Movies: Forest Whitaker: The Last King of Scotland

The Last King of Scotland

  • He's a big guy (6 ft. 2 in., 220 lbs.), and at 45, he's no longer a kid. But with his round face and eager, innocent eyes, there's still something childlike about Forest Whitaker. He made his strongest, early impression as Charlie Parker in Clint Eastwood's Bird--a man who was all appetite, savaging a genius-struck gift for music with his unrestrained lust for drugs and self-destruction. Whitaker has waited almost 20 years to get back in touch with his big inner baby. Now he's back, not as victim but as victimizer, one of the most horrendous in modern memory: Uganda's shrewd, mad dictator, Idi Amin.
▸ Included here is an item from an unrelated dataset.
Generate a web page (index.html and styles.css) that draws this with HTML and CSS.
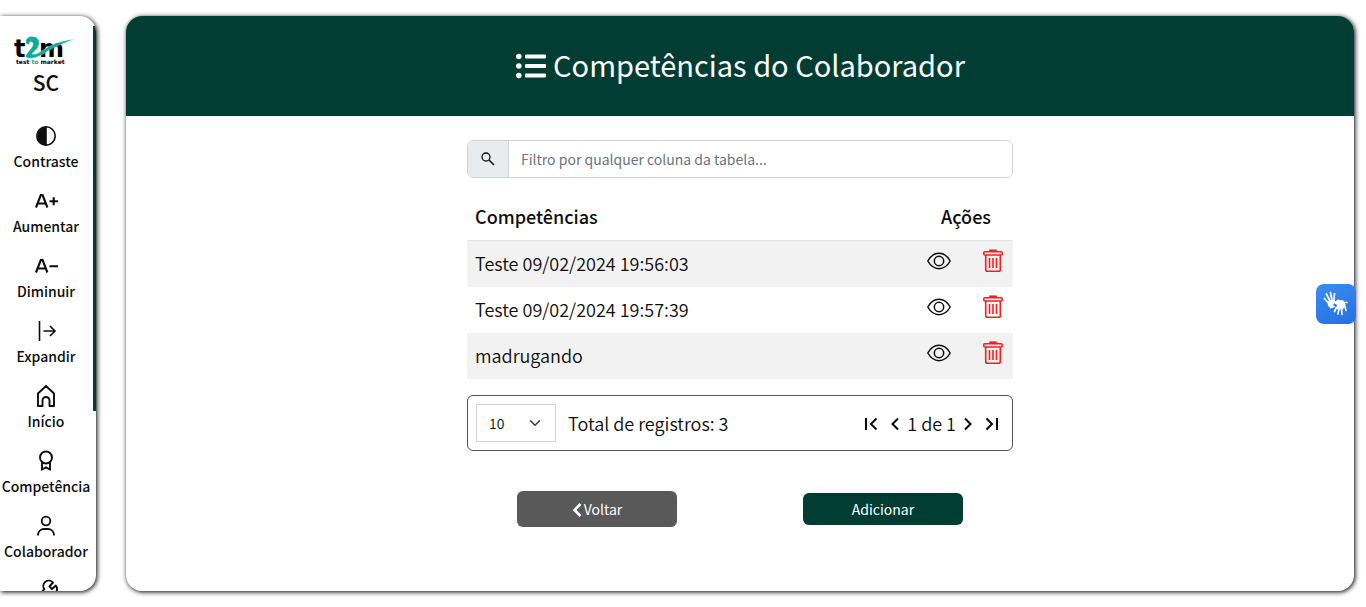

    Before he was overthrown, Amin managed to slaughter something like 300,000 of his fellow countrymen--often, as director Kevin Macdonald's The Last King of Scotland would have it, with a merry, cunning grin. As Whitaker plays him, he's a prisoner of hair-trigger paranoia. Or possibly he has history's most virulent case of attention-deficit disorder. Whitaker brings the same whacked-out energy to both the charity and carnage Amin orchestrates--alternately charming and scaring the bejesus out of the international press, the diplomatic corps and a young, fictional Scottish doctor who becomes the tyrant's confidant.

    The film wastes much time on the doctor--time that could have been more profitably spent on Whitaker, who gives one of the great bold-strokes performances of recent years. This is not about subtlety; his mood swings are teeth rattling, shifting in nanoseconds from boyish to brutal, manipulative to maleficent, while we hang on for a grim yet giddy ride.